Here are North and Skinny, 1,026 and 474 bricks respectively.


In addition there are stacks of rectangular pavers (1,069) and square pavers (76).

Dennis cleaned more than 1,500 bricks, leaving a two-foot-high mound of mortar, now deposited in the eighth dumpster the guys have filled with debris.


Grant has been busy grubbing out unwanted cacti, bushes, and trees. Here he takes a mattock to the last one.


And it’s out!


At last it’s time to start creating a new landscape. Grant and Blair ordered three trees – an orange, a lemon, and a fig. That meant more work. Logan, who has been visiting during his spring break, volunteered to dig the holes. In the process of digging he found, guess what? More pavers!


The trees will be delivered tomorrow. We’re excited to be moving into the re-creation stage.


Copyright 2016 by Shirley Domer

Saturday, March 12, 2016

Tucson's Wall Art

When we first arrived in Tucson I was so focused on watching for street signs as we were driving that I failed to appreciate the ubiquitous roadside art. Every bridge and every underpass has a unique design, such as this underpass on 22nd Street.
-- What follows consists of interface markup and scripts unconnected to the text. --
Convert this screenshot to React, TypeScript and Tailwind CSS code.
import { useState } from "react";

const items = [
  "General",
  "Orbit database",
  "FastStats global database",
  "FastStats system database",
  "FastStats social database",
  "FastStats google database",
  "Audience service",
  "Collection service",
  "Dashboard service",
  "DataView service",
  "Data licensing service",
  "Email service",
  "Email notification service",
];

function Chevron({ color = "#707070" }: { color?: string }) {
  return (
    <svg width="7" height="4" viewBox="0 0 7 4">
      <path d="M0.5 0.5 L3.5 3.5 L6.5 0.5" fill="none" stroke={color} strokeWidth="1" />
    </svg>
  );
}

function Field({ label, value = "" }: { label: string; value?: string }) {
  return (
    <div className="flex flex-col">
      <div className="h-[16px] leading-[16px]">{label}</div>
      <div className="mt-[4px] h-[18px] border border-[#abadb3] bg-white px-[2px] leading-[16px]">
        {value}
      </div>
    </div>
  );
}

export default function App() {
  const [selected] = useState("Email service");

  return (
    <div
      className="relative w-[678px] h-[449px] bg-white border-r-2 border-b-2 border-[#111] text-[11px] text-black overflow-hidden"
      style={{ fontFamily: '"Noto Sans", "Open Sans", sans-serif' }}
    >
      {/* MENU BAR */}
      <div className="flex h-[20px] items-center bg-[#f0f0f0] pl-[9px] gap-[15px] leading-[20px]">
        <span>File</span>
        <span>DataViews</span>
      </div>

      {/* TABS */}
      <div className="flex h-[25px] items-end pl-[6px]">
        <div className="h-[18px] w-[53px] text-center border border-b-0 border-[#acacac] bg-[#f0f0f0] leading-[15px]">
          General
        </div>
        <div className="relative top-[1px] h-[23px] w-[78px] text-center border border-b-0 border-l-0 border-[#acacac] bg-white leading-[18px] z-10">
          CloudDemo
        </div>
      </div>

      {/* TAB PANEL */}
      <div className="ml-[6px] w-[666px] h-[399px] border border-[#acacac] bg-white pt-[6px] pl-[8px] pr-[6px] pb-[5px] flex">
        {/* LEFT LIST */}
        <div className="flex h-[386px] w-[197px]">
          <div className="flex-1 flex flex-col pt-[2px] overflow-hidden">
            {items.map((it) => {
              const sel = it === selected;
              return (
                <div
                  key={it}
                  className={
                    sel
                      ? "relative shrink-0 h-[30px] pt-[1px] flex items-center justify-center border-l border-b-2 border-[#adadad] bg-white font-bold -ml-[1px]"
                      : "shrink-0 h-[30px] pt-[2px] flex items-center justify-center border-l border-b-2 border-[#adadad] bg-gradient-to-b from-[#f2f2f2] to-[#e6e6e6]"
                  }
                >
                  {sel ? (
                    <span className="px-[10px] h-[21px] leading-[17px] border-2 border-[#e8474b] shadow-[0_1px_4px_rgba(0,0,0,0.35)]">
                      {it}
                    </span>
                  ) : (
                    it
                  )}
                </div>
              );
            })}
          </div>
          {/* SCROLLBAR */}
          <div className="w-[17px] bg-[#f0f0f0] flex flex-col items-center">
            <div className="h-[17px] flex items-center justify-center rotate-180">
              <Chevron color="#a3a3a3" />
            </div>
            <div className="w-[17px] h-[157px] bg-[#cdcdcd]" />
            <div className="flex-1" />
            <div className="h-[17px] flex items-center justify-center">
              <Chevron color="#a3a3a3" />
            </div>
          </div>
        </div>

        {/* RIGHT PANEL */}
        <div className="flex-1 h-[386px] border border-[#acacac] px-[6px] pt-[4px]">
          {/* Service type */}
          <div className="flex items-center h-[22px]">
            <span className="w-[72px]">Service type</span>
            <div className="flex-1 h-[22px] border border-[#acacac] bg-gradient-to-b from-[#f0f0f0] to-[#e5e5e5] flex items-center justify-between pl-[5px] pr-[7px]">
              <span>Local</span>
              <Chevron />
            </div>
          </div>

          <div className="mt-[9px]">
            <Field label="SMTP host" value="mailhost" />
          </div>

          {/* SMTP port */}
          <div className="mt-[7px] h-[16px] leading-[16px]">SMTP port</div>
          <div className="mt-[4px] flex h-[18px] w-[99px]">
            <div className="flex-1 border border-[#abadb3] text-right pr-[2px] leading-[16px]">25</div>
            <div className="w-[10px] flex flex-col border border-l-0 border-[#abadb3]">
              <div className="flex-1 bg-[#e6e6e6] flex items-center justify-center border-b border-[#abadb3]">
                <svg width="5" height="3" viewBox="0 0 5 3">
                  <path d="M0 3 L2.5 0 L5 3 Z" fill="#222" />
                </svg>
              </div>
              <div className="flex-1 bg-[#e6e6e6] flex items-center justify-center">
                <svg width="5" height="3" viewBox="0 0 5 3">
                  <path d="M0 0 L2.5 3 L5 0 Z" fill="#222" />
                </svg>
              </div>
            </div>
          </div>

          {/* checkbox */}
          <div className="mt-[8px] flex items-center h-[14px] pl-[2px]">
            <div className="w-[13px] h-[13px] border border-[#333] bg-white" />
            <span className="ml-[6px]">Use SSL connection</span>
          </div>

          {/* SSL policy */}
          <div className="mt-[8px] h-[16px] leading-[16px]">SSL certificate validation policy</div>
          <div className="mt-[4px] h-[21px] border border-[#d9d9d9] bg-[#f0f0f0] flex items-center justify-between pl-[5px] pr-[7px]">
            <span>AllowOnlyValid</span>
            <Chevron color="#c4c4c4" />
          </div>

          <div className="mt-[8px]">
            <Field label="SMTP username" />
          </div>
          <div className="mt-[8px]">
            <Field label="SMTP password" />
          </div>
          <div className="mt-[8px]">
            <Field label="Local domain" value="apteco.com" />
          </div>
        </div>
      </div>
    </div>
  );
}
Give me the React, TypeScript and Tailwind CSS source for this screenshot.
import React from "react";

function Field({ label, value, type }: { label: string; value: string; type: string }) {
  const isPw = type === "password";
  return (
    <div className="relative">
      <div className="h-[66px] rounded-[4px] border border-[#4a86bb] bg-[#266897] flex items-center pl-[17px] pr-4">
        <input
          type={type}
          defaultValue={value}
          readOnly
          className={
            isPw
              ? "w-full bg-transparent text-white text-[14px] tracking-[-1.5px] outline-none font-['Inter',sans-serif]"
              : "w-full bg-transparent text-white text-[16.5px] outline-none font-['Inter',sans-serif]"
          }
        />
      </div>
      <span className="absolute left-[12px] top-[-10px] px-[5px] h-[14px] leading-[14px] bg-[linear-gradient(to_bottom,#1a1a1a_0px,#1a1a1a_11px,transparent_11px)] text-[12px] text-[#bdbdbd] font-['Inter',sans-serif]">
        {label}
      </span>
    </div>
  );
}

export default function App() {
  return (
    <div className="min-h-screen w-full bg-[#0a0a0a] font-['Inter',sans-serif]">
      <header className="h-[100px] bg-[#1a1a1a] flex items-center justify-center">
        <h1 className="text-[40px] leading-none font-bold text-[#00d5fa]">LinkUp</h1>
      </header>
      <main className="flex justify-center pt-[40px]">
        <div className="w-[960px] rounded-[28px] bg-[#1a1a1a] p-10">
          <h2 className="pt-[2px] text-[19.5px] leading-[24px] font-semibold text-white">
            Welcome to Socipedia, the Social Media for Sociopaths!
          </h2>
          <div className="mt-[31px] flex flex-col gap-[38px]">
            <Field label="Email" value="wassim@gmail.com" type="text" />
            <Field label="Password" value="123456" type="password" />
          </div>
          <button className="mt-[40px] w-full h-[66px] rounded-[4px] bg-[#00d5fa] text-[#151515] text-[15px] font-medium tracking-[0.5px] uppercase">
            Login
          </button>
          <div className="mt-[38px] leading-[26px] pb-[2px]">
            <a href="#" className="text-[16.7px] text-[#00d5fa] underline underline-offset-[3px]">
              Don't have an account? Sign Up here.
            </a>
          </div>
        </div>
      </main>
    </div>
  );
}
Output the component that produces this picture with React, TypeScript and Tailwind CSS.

Oddly for a desert city, many of the designs incorporate a water theme. Here’s part of a design along River Road, where the river bed is bone dry.


Walls also line the major thoroughfares in the newer parts of the city. Sometimes the wall pattern will be repeated on both sides of the road for several blocks. Then a new, completely different pattern appears. Some of the patterns are complex, such as this double wall.





Some walls echo the colors and shapes of the Sonoran Desert.


But others are simply walls. The wall in this photo is enhanced by blooming aloes.


The roadside walls serve a practical purpose, of course. They give visual privacy to residential districts and buffer the noise of traffic. In most cities these walls are nothing more than barriers, but here in Tucson beautiful design is highly valued both by the city and by developers.

My photos scarcely do justice to the wall art of Tucson. All the photos I’ve included here were taken while we paused at red lights. If you want to truly appreciate Tucson’s wall art you will come to see it for yourself.